1. Capacity and configuration
   Evaluate the necessary volume according to your household size and consumption habits. Combined refrigerators are practical for versatile use, while a simple refrigerator may suffice for a single person or small family.

2. Noise level
   A quiet refrigerator can significantly improve daily comfort, especially if the kitchen is open to the living room. Check the energy label for the noise level in decibels.

3. Defrost type
   No Frost systems have the advantage of avoiding defrosting chores, but may be slightly more expensive to purchase. Static refrigerators require regular manual defrosting, which can be cumbersome.

4. Energy class
   Opting for a high energy class (A+++ or better if available) is a wise long-term choice, as it significantly reduces energy consumption. The savings are noticeable on electricity bills.

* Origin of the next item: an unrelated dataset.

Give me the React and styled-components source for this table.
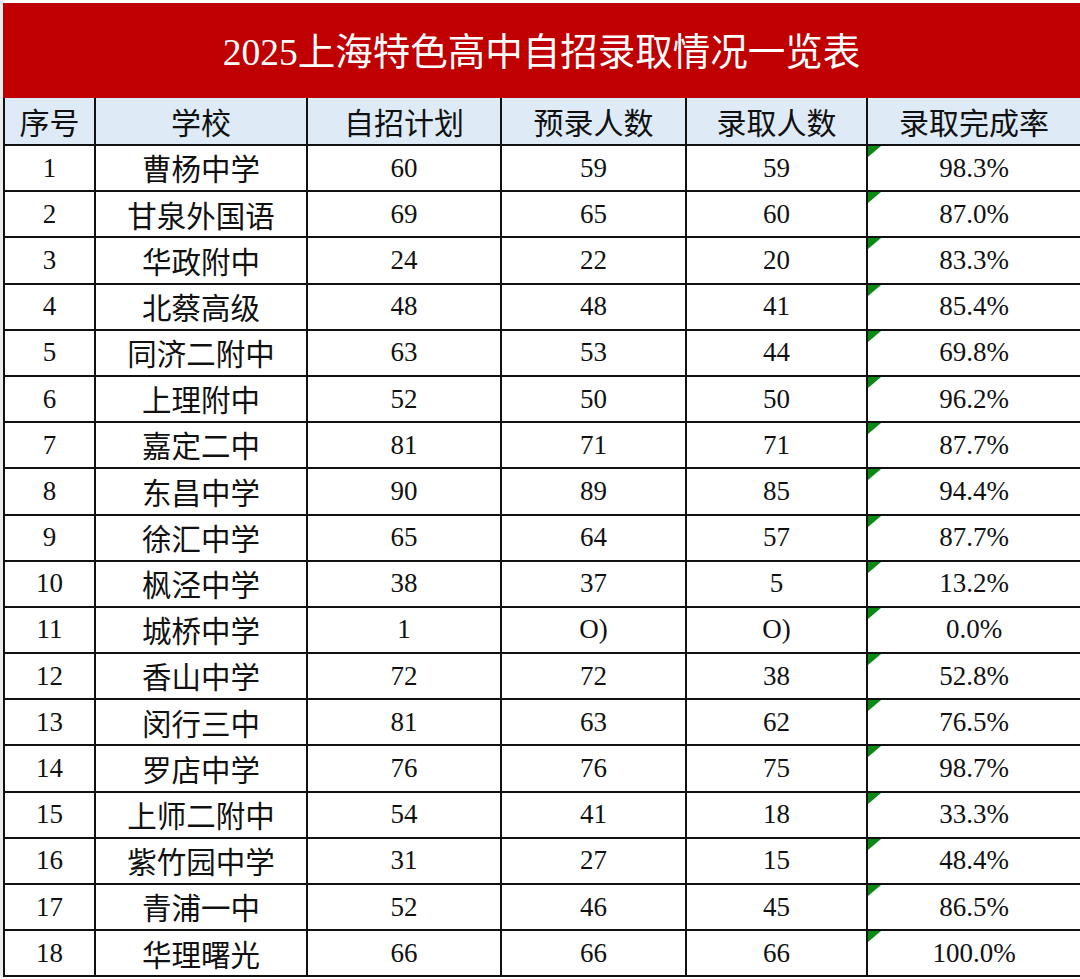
import React from "react";
import styled, { createGlobalStyle } from "styled-components";

const GlobalStyle = createGlobalStyle`
  html, body {
    margin: 0;
    padding: 0;
    background: #ffffff;
  }
  body {
    font-family: "Liberation Serif", "Noto Sans CJK SC", serif;
  }
`;

const Page = styled.div`
  width: 1080px;
  padding: 3px 0 0 3px;
  box-sizing: border-box;
  background: linear-gradient(to right, #ececec 0, #ececec 3px, #ffffff 3px);
`;

const TitleBar = styled.div`
  height: 95px;
  background: #c00000;
  color: #ffffff;
  display: flex;
  align-items: center;
  justify-content: center;
  font-family: "Liberation Serif", "Noto Sans CJK SC", serif;
  font-size: 37.5px;
  padding-bottom: 4px;
  box-sizing: border-box;
`;

const Table = styled.table`
  width: 1077px;
  border-collapse: collapse;
  table-layout: fixed;
  border-left: 1px solid #bdbdbd;
`;

const HeadRow = styled.tr`
  height: 47px;
  background: #deebf7;
`;

const Row = styled.tr`
  height: 46.2px;
`;

const HeadCell = styled.th`
  border: 2px solid #111111;
  border-top: none;
  padding: 0;
  font-family: "Noto Sans CJK SC", sans-serif;
  font-weight: 400;
  font-size: 30px;
  color: #111111;
  text-align: center;
  vertical-align: middle;
  line-height: 1;
`;

const Cell = styled.td`
  position: relative;
  border: 2px solid #111111;
  padding: 0;
  text-align: center;
  vertical-align: middle;
  color: #111111;
  line-height: 1;
  font-family: ${({ $cjk }) =>
    $cjk ? `"Noto Sans CJK SC", sans-serif` : `"Liberation Serif", serif`};
  font-size: ${({ $cjk }) => ($cjk ? "29.5px" : "27px")};

  ${({ $flag }) =>
    $flag &&
    `
    &::before {
      content: "";
      position: absolute;
      top: 0;
      left: 0;
      width: 0;
      height: 0;
      border-top: 11px solid #0a8a14;
      border-right: 13px solid transparent;
    }
  `}
`;

const columns = ["序号", "学校", "自招计划", "预录人数", "录取人数", "录取完成率"];
const widths = [91, 212, 194, 185, 181, 214];

const rows = [
  ["曹杨中学", "60", "59", "59", "98.3%"],
  ["甘泉外国语", "69", "65", "60", "87.0%"],
  ["华政附中", "24", "22", "20", "83.3%"],
  ["北蔡高级", "48", "48", "41", "85.4%"],
  ["同济二附中", "63", "53", "44", "69.8%"],
  ["上理附中", "52", "50", "50", "96.2%"],
  ["嘉定二中", "81", "71", "71", "87.7%"],
  ["东昌中学", "90", "89", "85", "94.4%"],
  ["徐汇中学", "65", "64", "57", "87.7%"],
  ["枫泾中学", "38", "37", "5", "13.2%"],
  ["城桥中学", "1", "O)", "O)", "0.0%"],
  ["香山中学", "72", "72", "38", "52.8%"],
  ["闵行三中", "81", "63", "62", "76.5%"],
  ["罗店中学", "76", "76", "75", "98.7%"],
  ["上师二附中", "54", "41", "18", "33.3%"],
  ["紫竹园中学", "31", "27", "15", "48.4%"],
  ["青浦一中", "52", "46", "45", "86.5%"],
  ["华理曙光", "66", "66", "66", "100.0%"],
];

export default function App() {
  return (
    <>
      <GlobalStyle />
      <Page>
        <TitleBar>2025上海特色高中自招录取情况一览表</TitleBar>
        <Table>
          <colgroup>
            {widths.map((w, i) => (
              <col key={i} style={{ width: w }} />
            ))}
          </colgroup>
          <thead>
            <HeadRow>
              {columns.map((c) => (
                <HeadCell key={c}>{c}</HeadCell>
              ))}
            </HeadRow>
          </thead>
          <tbody>
            {rows.map((r, i) => (
              <Row key={i}>
                <Cell>{i + 1}</Cell>
                <Cell $cjk>{r[0]}</Cell>
                <Cell>{r[1]}</Cell>
                <Cell>{r[2]}</Cell>
                <Cell>{r[3]}</Cell>
                <Cell $flag>{r[4]}</Cell>
              </Row>
            ))}
          </tbody>
        </Table>
      </Page>
    </>
  );
}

5. Design and additional features
   Some models include water or ice dispensers, adjustable shelves, and specific temperature compartments. Consider your daily use and kitchen layout.

Conclusion

The refrigerator is a central element in our daily lives. Its operation relies on a thermodynamic cycle that exploits the state changes of a refrigerant fluid to transfer heat from inside to outside. Technological innovation continues to advance the performance and efficiency of these appliances, while eco-friendly alternatives emerge to reduce their environmental impact. By adopting appropriate maintenance practices and considering selection advice, you can extend your refrigerator's lifespan and preserve your food's quality. Whether out of curiosity, for optimal daily use, or to choose a new appliance, understanding how a refrigerator works offers better control over the equipment that keeps our food at an ideal temperature.